6.1 Strategy 1: The "Wait for Confirmation" Rule
Never trade solely based on the presence of a large order book entry.
- **Patience:** Wait for the price to actually interact with the level. If the price approaches a massive bid wall, wait for a market sell order to hit that wall.
- **Observe the Reaction:** Does the price bounce immediately? Or does the wall absorb the sell order and then the price continues to drift slightly lower as the wall remains static? If the wall remains static while the price drifts away, it suggests the order is not actively defending that level.
6.2 Strategy 2: Analyze Depth Relative to Trading Volume
Compare the size of the Order Book walls to the average trading volume over the past 15-30 minutes.
- If the Order Book shows 500 BTC resting at a price level, but the average 15-minute trading volume is only 50 BTC, that 500 BTC wall is highly suspect. It represents an amount of liquidity that would take ten times the recent average activity to consume. It is likely spoofed.
- Genuine institutional liquidity tends to be proportional to the typical trading velocity of the asset.
6.3 Strategy 3: Multi-Asset Comparison (Especially Relevant for Crypto Futures)
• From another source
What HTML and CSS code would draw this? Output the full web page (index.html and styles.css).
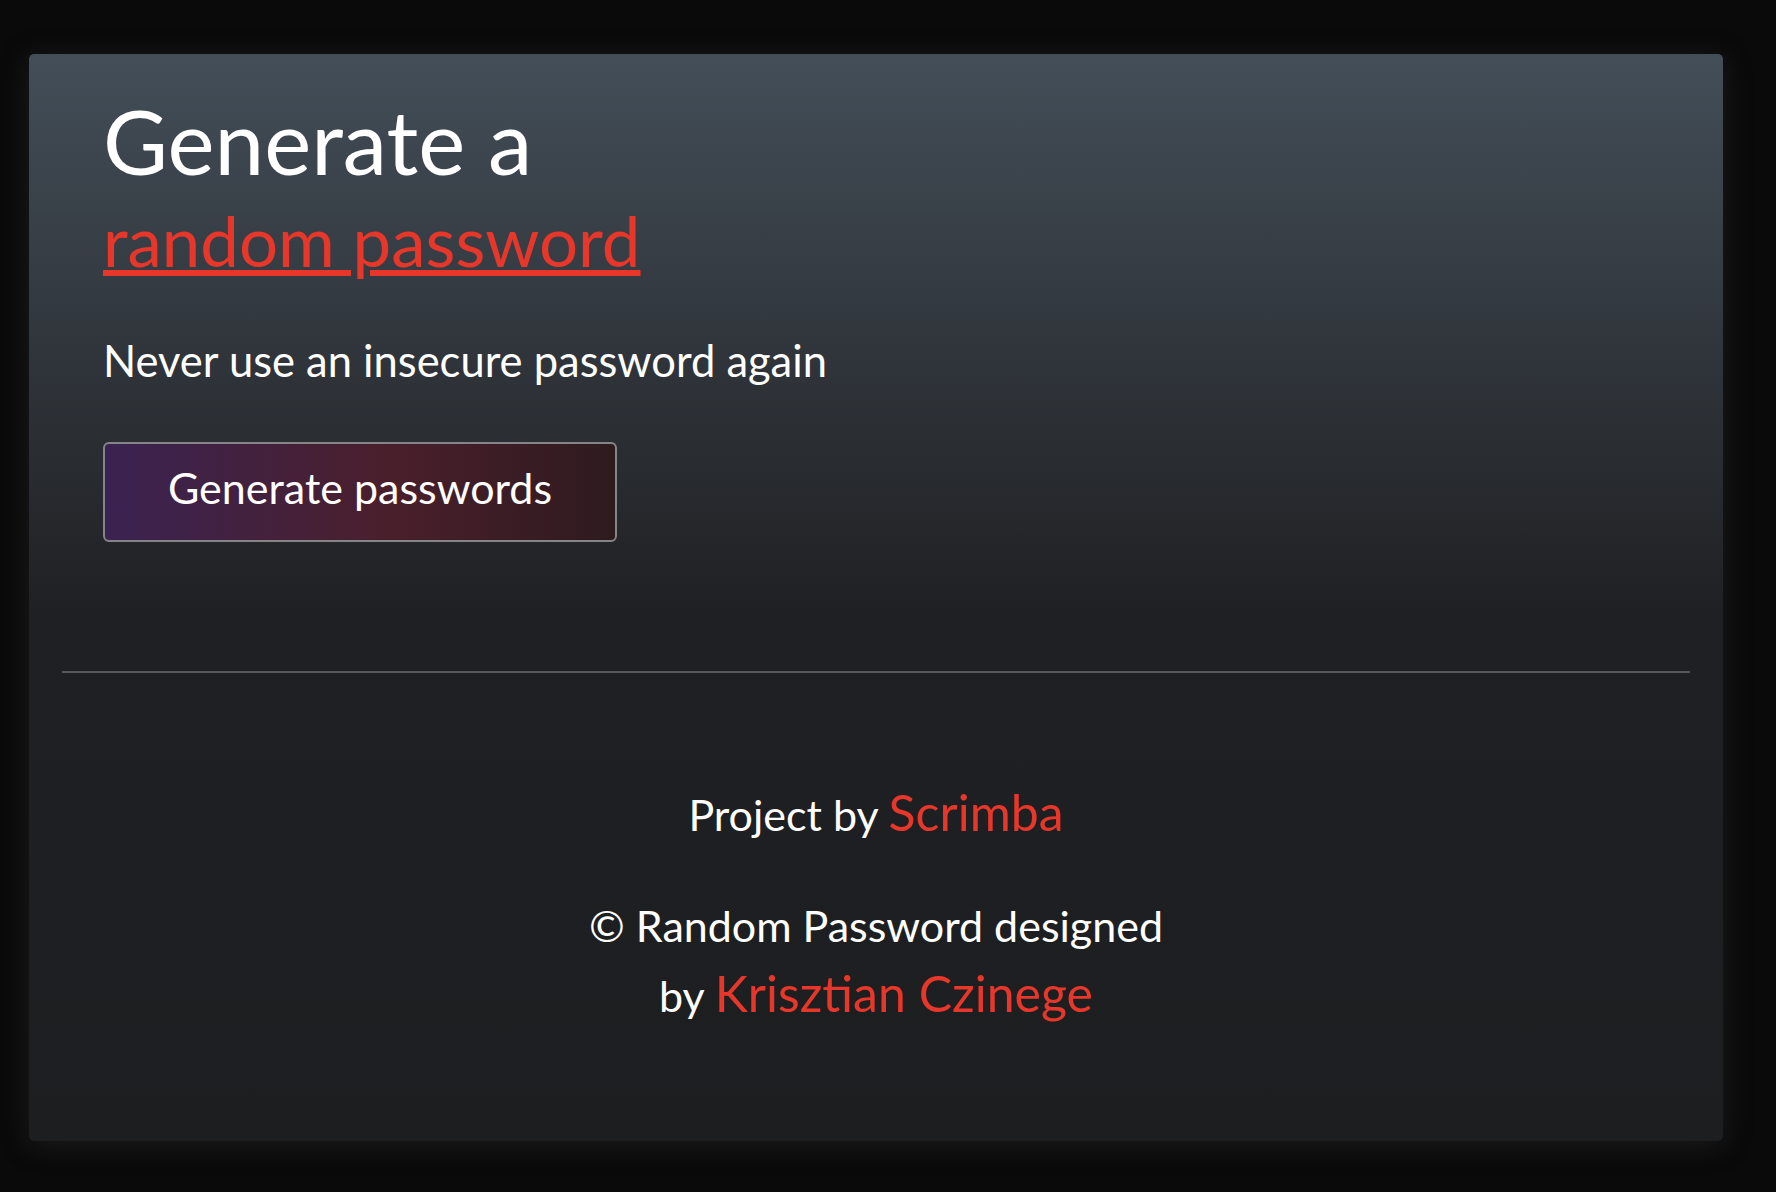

Crypto futures often track the underlying spot market closely. If you are trading BTC/USD perpetual futures, compare the Order Book depth on the futures exchange with the depth on a major spot exchange (e.g., Coinbase or Binance Spot).
- If the futures book shows a massive wall, but the spot book is relatively thin at that same level, the futures wall is often an attempt to influence the derivatives price, which can cascade back into the spot market, but it is less structurally sound than true spot liquidity.
Section 7: Order Book Analysis in the Broader Context of Futures Trading
Futures trading introduces leverage and perpetual funding rates, adding layers of complexity that interact with Order Book dynamics.
7.1 Funding Rates and Liquidity Traps
Funding rates reflect the premium paid to hold a long position versus a short position.
- **High Positive Funding:** Suggests more longs than shorts (bullish bias). A manipulator might set a massive bid wall (support) to encourage more retail longs, knowing that if the price dips slightly, the high funding costs will eventually force weak longs to liquidate, providing the manipulator with cheap entry.
- **High Negative Funding:** Suggests more shorts than longs (bearish bias). A manipulator might set a massive ask wall (resistance) to encourage more shorts, planning to execute a short squeeze by triggering the stop-losses above that resistance.
Understanding how to interpret these rates alongside your Order Book analysis is crucial, especially when dealing with assets like Bitcoin or Ethereum futures, where leverage amplifies these effects. For those new to the derivatives space, a foundational understanding of Understanding Currency Futures Trading for New Traders is a prerequisite for advanced Order Book study.
7.2 Slippage Management and Liquidity Traps
In futures, slippage (the difference between the expected price of an order and the price at which it executes) is exacerbated by leverage. A liquidity trap is designed to maximize slippage for the retail trader.
When you place a market order into a thin area, your order might fill at Price A, B, C, and D almost simultaneously. If you were aiming for A, but ended up filling significantly at D due to the rapid consumption of liquidity, your leveraged position is immediately underwater.
Always aim to place limit orders near perceived liquidity zones rather than using market orders, unless you are certain the depth can absorb your entire intended size.
Section 8: Practical Steps for Implementation
To effectively utilize Order Book Depth analysis, integrate these steps into your daily routine:
1. **Select the Right Tools:** Ensure your charting platform provides a clear, fast-updating Cumulative Depth visualization. (Refer back to Best Charting Tools for Crypto Trading for platform selection criteria). 2. **Establish Baselines:** For any asset you trade regularly, observe what "normal" depth looks like during different market conditions (high volatility vs. low volatility). This context helps you spot anomalies immediately. 3. **Monitor the "Micro-Level":** Pay closest attention to the 10-20 price levels immediately surrounding the current market price. This is where immediate execution risk lies. 4. **Cross-Reference with Timeframe:** If you are a long-term trend follower, deep walls far outside your immediate trading range are less relevant than the immediate market structure. If you are a scalper, the immediate structure is everything. 5. **Practice Skepticism:** Assume every massive order book entry is a potential trap until proven otherwise by price action and time.
Conclusion
Analyzing Order Book Depth is the gateway from being a novice price-action follower to becoming a sophisticated market microstructure trader. Liquidity traps are the booby traps set by the market’s most experienced players, designed to prey on inexperience and impatience. By mastering the visualization of cumulative depth, monitoring the rate of order appearance and disappearance, and always cross-referencing Order Book data with broader technical context, you equip yourself to navigate the futures market with greater precision and significantly reduce your exposure to these deceptive maneuvers. Stay vigilant, trade wisely, and always look beneath the surface.